I can't figure it out and I would need some help, being that I don't fully understand how stuff works around these IOs.
Louis Wasserman about 12 years

Because it doesn't do any I/O...?
Thomas M. DuBuisson about 12 years

Do syntax and binds (x <- action) is only used for Monads. If you are a beginner then chances are the only monad you're using is IO. if your function isn't in the form func :: a -> IO b or even just func :: IO b, then you can't use bind but you can use a let statement.
Iulius Curt about 12 years

Great, thanks. But what's the difference between using a let before print and call directly print nth (read...)?
Iulius Curt about 12 years

Thanks, now I'm like "Oh, so from here came that expected m0 a0 I was receiving..."
nponeccop about 12 years

There is no difference. print (nth (read n :: Integer)) will work as well. <- is not to save intermediate values - it's to unwrap monadic values.

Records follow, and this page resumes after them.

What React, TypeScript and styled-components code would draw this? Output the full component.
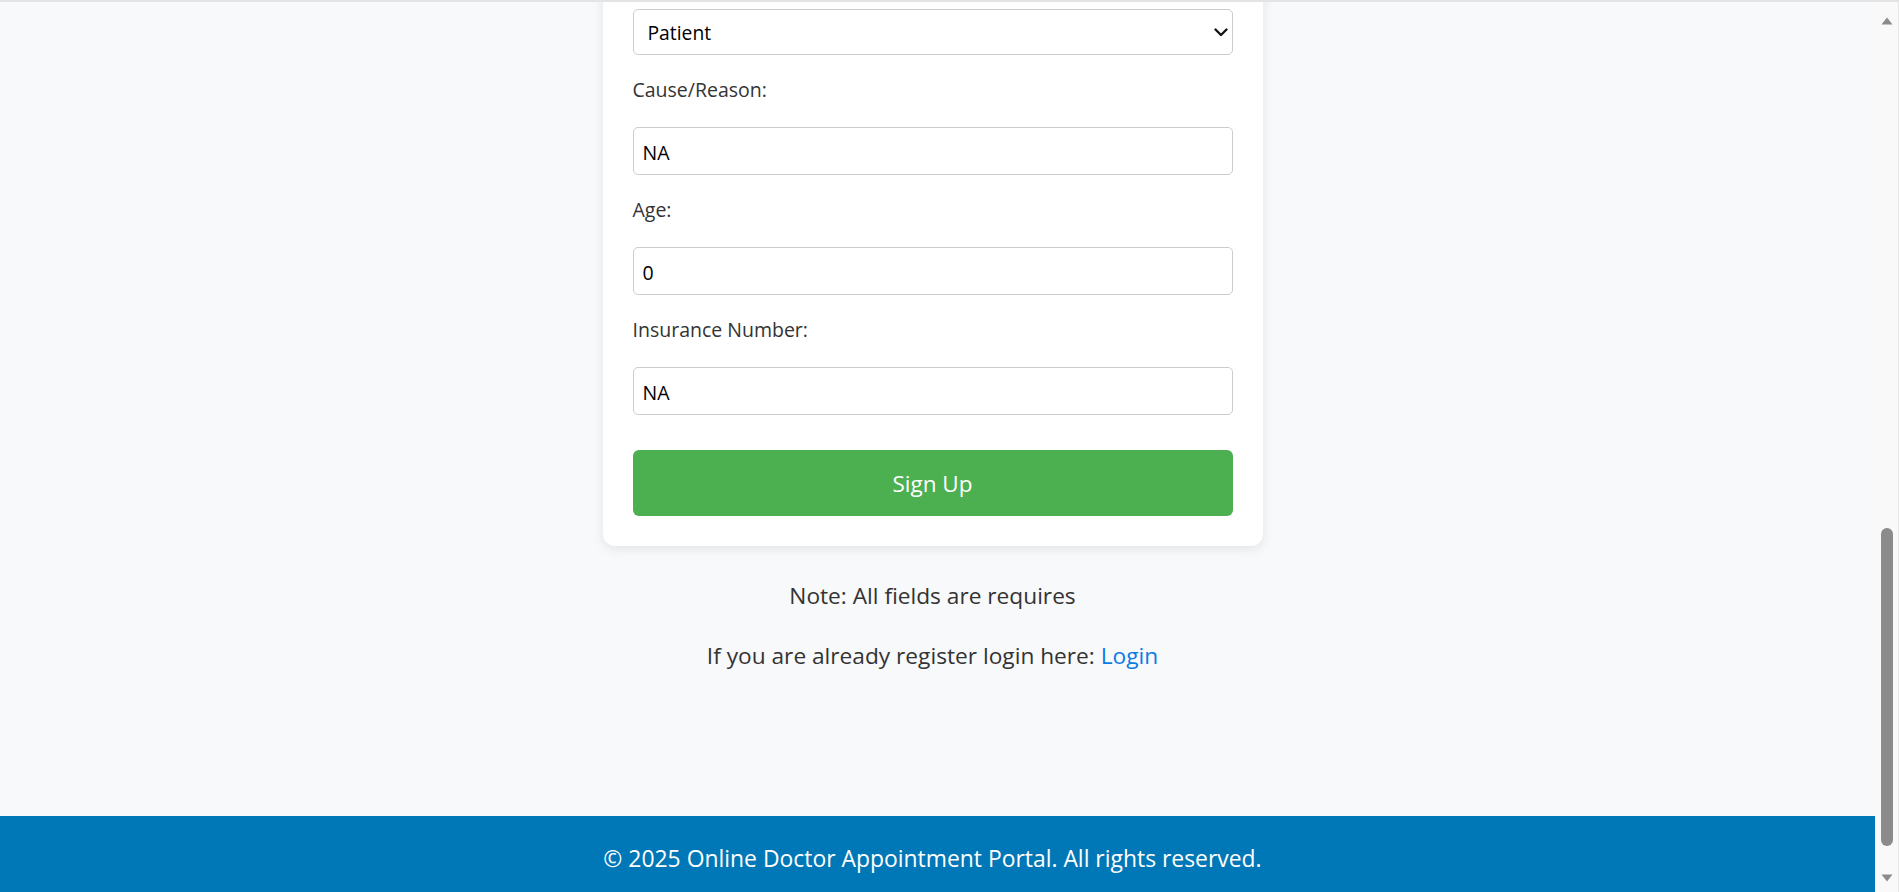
import React from "react";
import styled, { createGlobalStyle } from "styled-components";

const GlobalStyle = createGlobalStyle`
  html, body {
    margin: 0;
    padding: 0;
    height: 100%;
    overflow: hidden;
    background: #f8f9fa;
    font-family: "Open Sans", "Noto Sans", Arial, sans-serif;
  }
  #root { height: 100%; }
  * { box-sizing: border-box; }
`;

const Screen = styled.div`
  height: 100vh;
  display: flex;
  flex-direction: column;
  overflow: hidden;
`;

const TopEdge = styled.div`
  height: 2px;
  flex: none;
  background: #e3e4e6;
`;

const Body = styled.div`
  flex: 1;
  min-height: 0;
  display: flex;
`;

const Page = styled.div`
  flex: 1;
  display: flex;
  flex-direction: column;
  overflow: hidden;
`;

const Main = styled.main`
  flex: 1;
  display: flex;
  flex-direction: column;
  align-items: center;
  padding-right: 10px;
`;

const Card = styled.form`
  width: 660px;
  margin-top: -23px;
  padding: 30px;
  background: #ffffff;
  border-radius: 12px;
  box-shadow: 0 3px 12px rgba(0, 0, 0, 0.09);
  display: flex;
  flex-direction: column;
`;

const Label = styled.label`
  display: block;
  font-size: 19.5px;
  line-height: 28px;
  padding-top: 1px;
  color: #333333;
  margin-bottom: 23px;
`;

const SelectWrap = styled.div`
  position: relative;
  margin-bottom: 20px;
`;

const Select = styled.select`
  appearance: none;
  -webkit-appearance: none;
  width: 100%;
  height: 46px;
  padding: 1px 30px 0 14px;
  border: 1px solid #cccccc;
  border-radius: 5px;
  background: #ffffff;
  font-family: "Open Sans", "Noto Sans", Arial, sans-serif;
  font-size: 19.3px;
  color: #000000;
  outline: none;
`;

const Chevron = styled.svg`
  position: absolute;
  right: 5px;
  top: 19px;
  width: 14px;
  height: 9px;
  pointer-events: none;
`;

const Input = styled.input`
  width: 100%;
  height: 48px;
  padding: 2px 9px 0;
  margin-bottom: 20px;
  border: 1px solid #cccccc;
  border-radius: 5px;
  background: #ffffff;
  font-family: "Open Sans", "Noto Sans", Arial, sans-serif;
  font-size: 19.5px;
  color: #000000;
  outline: none;
`;

const SubmitButton = styled.button`
  width: 100%;
  height: 66px;
  margin-top: 15px;
  padding-top: 2px;
  border: none;
  border-radius: 6px;
  background: #4caf50;
  color: #ffffff;
  font-family: "Open Sans", "Noto Sans", Arial, sans-serif;
  font-size: 22.5px;
  cursor: pointer;
`;

const Note = styled.p<{ $gap: number }>`
  margin: ${(p) => p.$gap}px 0 0;
  font-size: 22.7px;
  line-height: 30px;
  color: #333333;
  text-align: center;
`;

const LoginLink = styled.a`
  color: #0a7be6;
  text-decoration: none;
`;

const Footer = styled.footer`
  flex: none;
  height: 76px;
  padding: 28px 10px 0 0;
  background: #0077b6;
  color: #ffffff;
  font-size: 22.9px;
  line-height: 30px;
  text-align: center;
  overflow: hidden;
`;

const ScrollTrack = styled.div`
  flex: none;
  width: 24px;
  display: flex;
  flex-direction: column;
  align-items: center;
  padding: 15px 0 10px;
  background: #f9f9f9;
  border-right: 1px solid #e6e6e6;
`;

const Arrow = styled.svg`
  width: 12px;
  height: 8px;
  flex: none;
`;

const TrackSpace = styled.div`
  flex: 1;
`;

const Thumb = styled.div`
  flex: none;
  width: 12px;
  height: 318px;
  margin-bottom: 28px;
  border-radius: 6px;
  background: #8b8b8b;
`;

export default function App() {
  return (
    <>
      <GlobalStyle />
      <Screen>
        <TopEdge />
        <Body>
          <Page>
            <Main>
              <Card onSubmit={(e) => e.preventDefault()}>
                <SelectWrap>
                  <Select defaultValue="Patient">
                    <option value="Patient">Patient</option>
                    <option value="Doctor">Doctor</option>
                  </Select>
                  <Chevron viewBox="0 0 14 9">
                    <polyline
                      points="1.5,1.5 7,7 12.5,1.5"
                      fill="none"
                      stroke="#111"
                      strokeWidth="2.3"
                      strokeLinecap="round"
                      strokeLinejoin="round"
                    />
                  </Chevron>
                </SelectWrap>
                <Label htmlFor="cause">Cause/Reason:</Label>
                <Input id="cause" type="text" defaultValue="NA" />
                <Label htmlFor="age">Age:</Label>
                <Input id="age" type="text" defaultValue="0" />
                <Label htmlFor="insurance">Insurance Number:</Label>
                <Input id="insurance" type="text" defaultValue="NA" />
                <SubmitButton type="submit">Sign Up</SubmitButton>
              </Card>
              <Note $gap={35}>Note: All fields are requires</Note>
              <Note $gap={30}>
                If you are already register login here: <LoginLink href="#">Login</LoginLink>
              </Note>
            </Main>
            <Footer>© 2025 Online Doctor Appointment Portal. All rights reserved.</Footer>
          </Page>
          <ScrollTrack>
            <Arrow viewBox="0 0 12 8">
              <polygon points="6,0.5 11.5,7.5 0.5,7.5" fill="#8b8b8b" />
            </Arrow>
            <TrackSpace />
            <Thumb />
            <Arrow viewBox="0 0 12 8">
              <polygon points="0.5,0.5 11.5,0.5 6,7.5" fill="#8b8b8b" />
            </Arrow>
          </ScrollTrack>
        </Body>
      </Screen>
    </>
  );
}
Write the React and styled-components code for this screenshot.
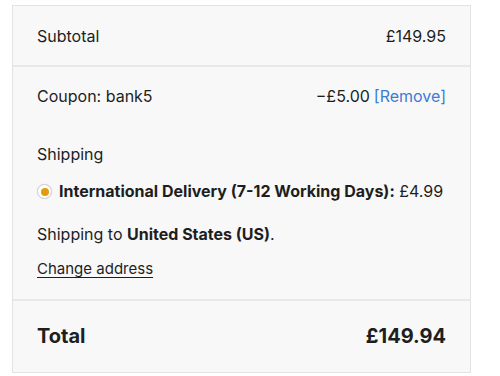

Use let to save intermediate values (in do blocks let has slightly different syntax than outside of do blocks) and <- to extract values from monadic values.
nponeccop about 12 years

To clarify little more, m0 comes from the fact that (>>=) :: Monad m => m a -> (a -> m b) -> m b. It works for any monad, not only IO, and in your case compiler didn't have a chance to figure out that m is IO, so it put m0 in the error message.